▶ **To do**:
Repeat all the material exactly; pictures stay out of your copy.
** start of Available data **
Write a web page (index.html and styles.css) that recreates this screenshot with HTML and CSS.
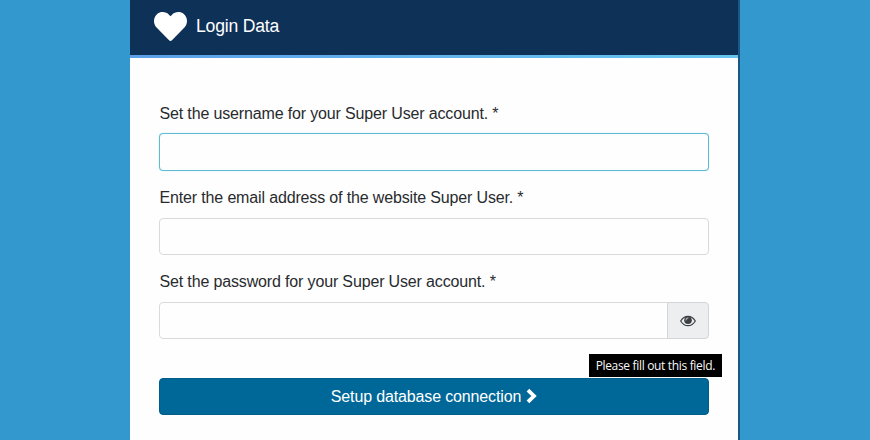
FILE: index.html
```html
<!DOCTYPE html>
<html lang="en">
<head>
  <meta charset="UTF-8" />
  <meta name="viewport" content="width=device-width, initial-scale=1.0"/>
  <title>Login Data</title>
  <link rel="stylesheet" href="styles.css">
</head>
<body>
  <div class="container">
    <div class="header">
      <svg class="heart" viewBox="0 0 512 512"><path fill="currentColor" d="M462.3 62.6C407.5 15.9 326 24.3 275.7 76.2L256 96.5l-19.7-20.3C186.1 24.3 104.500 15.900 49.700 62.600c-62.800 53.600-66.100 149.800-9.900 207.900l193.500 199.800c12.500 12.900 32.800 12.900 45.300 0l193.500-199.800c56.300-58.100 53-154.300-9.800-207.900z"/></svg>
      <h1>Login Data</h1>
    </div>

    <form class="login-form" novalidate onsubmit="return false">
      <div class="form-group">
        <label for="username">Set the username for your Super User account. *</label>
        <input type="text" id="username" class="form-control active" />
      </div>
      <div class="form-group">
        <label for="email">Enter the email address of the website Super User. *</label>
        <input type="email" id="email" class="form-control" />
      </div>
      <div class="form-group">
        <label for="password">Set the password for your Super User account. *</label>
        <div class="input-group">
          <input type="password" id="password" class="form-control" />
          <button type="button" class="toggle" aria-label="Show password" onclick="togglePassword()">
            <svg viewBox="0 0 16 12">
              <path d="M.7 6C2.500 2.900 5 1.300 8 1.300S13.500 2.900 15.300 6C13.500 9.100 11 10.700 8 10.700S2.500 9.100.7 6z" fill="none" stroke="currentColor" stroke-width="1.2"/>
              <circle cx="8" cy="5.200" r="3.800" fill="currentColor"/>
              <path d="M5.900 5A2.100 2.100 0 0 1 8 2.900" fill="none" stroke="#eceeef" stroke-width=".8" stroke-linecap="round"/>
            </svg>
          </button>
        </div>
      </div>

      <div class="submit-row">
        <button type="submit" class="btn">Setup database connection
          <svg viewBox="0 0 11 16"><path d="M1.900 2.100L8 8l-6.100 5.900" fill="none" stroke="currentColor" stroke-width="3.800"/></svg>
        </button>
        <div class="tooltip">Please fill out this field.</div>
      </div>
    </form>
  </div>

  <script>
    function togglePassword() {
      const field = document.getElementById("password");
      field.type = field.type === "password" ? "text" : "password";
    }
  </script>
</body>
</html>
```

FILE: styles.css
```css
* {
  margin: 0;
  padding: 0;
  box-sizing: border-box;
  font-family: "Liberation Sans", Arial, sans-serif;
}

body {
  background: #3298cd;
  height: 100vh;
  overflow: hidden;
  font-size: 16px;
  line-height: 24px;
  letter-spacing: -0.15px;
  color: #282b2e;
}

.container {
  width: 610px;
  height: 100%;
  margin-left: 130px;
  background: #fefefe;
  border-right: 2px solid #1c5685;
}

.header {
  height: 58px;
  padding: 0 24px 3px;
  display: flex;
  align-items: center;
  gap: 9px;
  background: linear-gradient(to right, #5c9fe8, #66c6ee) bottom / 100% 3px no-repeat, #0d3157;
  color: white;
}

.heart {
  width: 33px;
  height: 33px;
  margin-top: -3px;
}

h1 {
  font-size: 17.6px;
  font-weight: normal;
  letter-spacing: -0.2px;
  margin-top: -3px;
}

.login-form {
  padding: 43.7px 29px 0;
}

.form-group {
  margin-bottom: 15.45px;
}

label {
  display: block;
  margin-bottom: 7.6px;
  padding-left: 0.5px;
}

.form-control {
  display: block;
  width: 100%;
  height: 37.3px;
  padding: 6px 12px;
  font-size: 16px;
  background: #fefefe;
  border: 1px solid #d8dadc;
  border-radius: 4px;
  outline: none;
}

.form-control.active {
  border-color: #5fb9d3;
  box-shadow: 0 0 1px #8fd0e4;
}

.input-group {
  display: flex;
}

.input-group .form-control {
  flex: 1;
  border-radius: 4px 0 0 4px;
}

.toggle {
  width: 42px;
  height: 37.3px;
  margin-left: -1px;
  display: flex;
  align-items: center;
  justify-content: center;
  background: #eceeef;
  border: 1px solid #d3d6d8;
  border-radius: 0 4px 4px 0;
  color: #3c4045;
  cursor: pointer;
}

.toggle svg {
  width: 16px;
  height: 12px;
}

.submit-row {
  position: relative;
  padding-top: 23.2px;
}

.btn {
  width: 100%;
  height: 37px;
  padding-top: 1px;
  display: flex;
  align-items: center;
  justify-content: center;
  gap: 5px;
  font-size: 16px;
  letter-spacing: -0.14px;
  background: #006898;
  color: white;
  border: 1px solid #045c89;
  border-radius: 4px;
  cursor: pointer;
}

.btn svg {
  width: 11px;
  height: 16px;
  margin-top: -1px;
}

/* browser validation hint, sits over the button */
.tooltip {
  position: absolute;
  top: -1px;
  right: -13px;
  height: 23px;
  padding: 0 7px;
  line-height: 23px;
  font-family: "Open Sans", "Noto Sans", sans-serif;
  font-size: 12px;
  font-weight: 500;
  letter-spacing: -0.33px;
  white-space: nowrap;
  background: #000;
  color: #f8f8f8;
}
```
** end of Available data **
▶ **Answer to this exercise**:
Write a web page (index.html and styles.css) that recreates this screenshot with HTML and CSS.
FILE: index.html
```html
<!DOCTYPE html>
<html lang="en">
<head>
  <meta charset="UTF-8" />
  <meta name="viewport" content="width=device-width, initial-scale=1.0"/>
  <title>Login Data</title>
  <link rel="stylesheet" href="styles.css">
</head>
<body>
  <div class="container">
    <div class="header">
      <svg class="heart" viewBox="0 0 512 512"><path fill="currentColor" d="M462.3 62.6C407.5 15.9 326 24.3 275.7 76.2L256 96.5l-19.7-20.3C186.1 24.3 104.500 15.900 49.700 62.600c-62.800 53.600-66.100 149.800-9.900 207.900l193.500 199.800c12.500 12.900 32.800 12.900 45.300 0l193.500-199.800c56.300-58.100 53-154.300-9.800-207.900z"/></svg>
      <h1>Login Data</h1>
    </div>

    <form class="login-form" novalidate onsubmit="return false">
      <div class="form-group">
        <label for="username">Set the username for your Super User account. *</label>
        <input type="text" id="username" class="form-control active" />
      </div>
      <div class="form-group">
        <label for="email">Enter the email address of the website Super User. *</label>
        <input type="email" id="email" class="form-control" />
      </div>
      <div class="form-group">
        <label for="password">Set the password for your Super User account. *</label>
        <div class="input-group">
          <input type="password" id="password" class="form-control" />
          <button type="button" class="toggle" aria-label="Show password" onclick="togglePassword()">
            <svg viewBox="0 0 16 12">
              <path d="M.7 6C2.500 2.900 5 1.300 8 1.300S13.500 2.900 15.300 6C13.500 9.100 11 10.700 8 10.700S2.500 9.100.7 6z" fill="none" stroke="currentColor" stroke-width="1.2"/>
              <circle cx="8" cy="5.200" r="3.800" fill="currentColor"/>
              <path d="M5.900 5A2.100 2.100 0 0 1 8 2.900" fill="none" stroke="#eceeef" stroke-width=".8" stroke-linecap="round"/>
            </svg>
          </button>
        </div>
      </div>

      <div class="submit-row">
        <button type="submit" class="btn">Setup database connection
          <svg viewBox="0 0 11 16"><path d="M1.900 2.100L8 8l-6.100 5.900" fill="none" stroke="currentColor" stroke-width="3.800"/></svg>
        </button>
        <div class="tooltip">Please fill out this field.</div>
      </div>
    </form>
  </div>

  <script>
    function togglePassword() {
      const field = document.getElementById("password");
      field.type = field.type === "password" ? "text" : "password";
    }
  </script>
</body>
</html>
```

FILE: styles.css
```css
* {
  margin: 0;
  padding: 0;
  box-sizing: border-box;
  font-family: "Liberation Sans", Arial, sans-serif;
}

body {
  background: #3298cd;
  height: 100vh;
  overflow: hidden;
  font-size: 16px;
  line-height: 24px;
  letter-spacing: -0.15px;
  color: #282b2e;
}

.container {
  width: 610px;
  height: 100%;
  margin-left: 130px;
  background: #fefefe;
  border-right: 2px solid #1c5685;
}

.header {
  height: 58px;
  padding: 0 24px 3px;
  display: flex;
  align-items: center;
  gap: 9px;
  background: linear-gradient(to right, #5c9fe8, #66c6ee) bottom / 100% 3px no-repeat, #0d3157;
  color: white;
}

.heart {
  width: 33px;
  height: 33px;
  margin-top: -3px;
}

h1 {
  font-size: 17.6px;
  font-weight: normal;
  letter-spacing: -0.2px;
  margin-top: -3px;
}

.login-form {
  padding: 43.7px 29px 0;
}

.form-group {
  margin-bottom: 15.45px;
}

label {
  display: block;
  margin-bottom: 7.6px;
  padding-left: 0.5px;
}

.form-control {
  display: block;
  width: 100%;
  height: 37.3px;
  padding: 6px 12px;
  font-size: 16px;
  background: #fefefe;
  border: 1px solid #d8dadc;
  border-radius: 4px;
  outline: none;
}

.form-control.active {
  border-color: #5fb9d3;
  box-shadow: 0 0 1px #8fd0e4;
}

.input-group {
  display: flex;
}

.input-group .form-control {
  flex: 1;
  border-radius: 4px 0 0 4px;
}

.toggle {
  width: 42px;
  height: 37.3px;
  margin-left: -1px;
  display: flex;
  align-items: center;
  justify-content: center;
  background: #eceeef;
  border: 1px solid #d3d6d8;
  border-radius: 0 4px 4px 0;
  color: #3c4045;
  cursor: pointer;
}

.toggle svg {
  width: 16px;
  height: 12px;
}

.submit-row {
  position: relative;
  padding-top: 23.2px;
}

.btn {
  width: 100%;
  height: 37px;
  padding-top: 1px;
  display: flex;
  align-items: center;
  justify-content: center;
  gap: 5px;
  font-size: 16px;
  letter-spacing: -0.14px;
  background: #006898;
  color: white;
  border: 1px solid #045c89;
  border-radius: 4px;
  cursor: pointer;
}

.btn svg {
  width: 11px;
  height: 16px;
  margin-top: -1px;
}

/* browser validation hint, sits over the button */
.tooltip {
  position: absolute;
  top: -1px;
  right: -13px;
  height: 23px;
  padding: 0 7px;
  line-height: 23px;
  font-family: "Open Sans", "Noto Sans", sans-serif;
  font-size: 12px;
  font-weight: 500;
  letter-spacing: -0.33px;
  white-space: nowrap;
  background: #000;
  color: #f8f8f8;
}
```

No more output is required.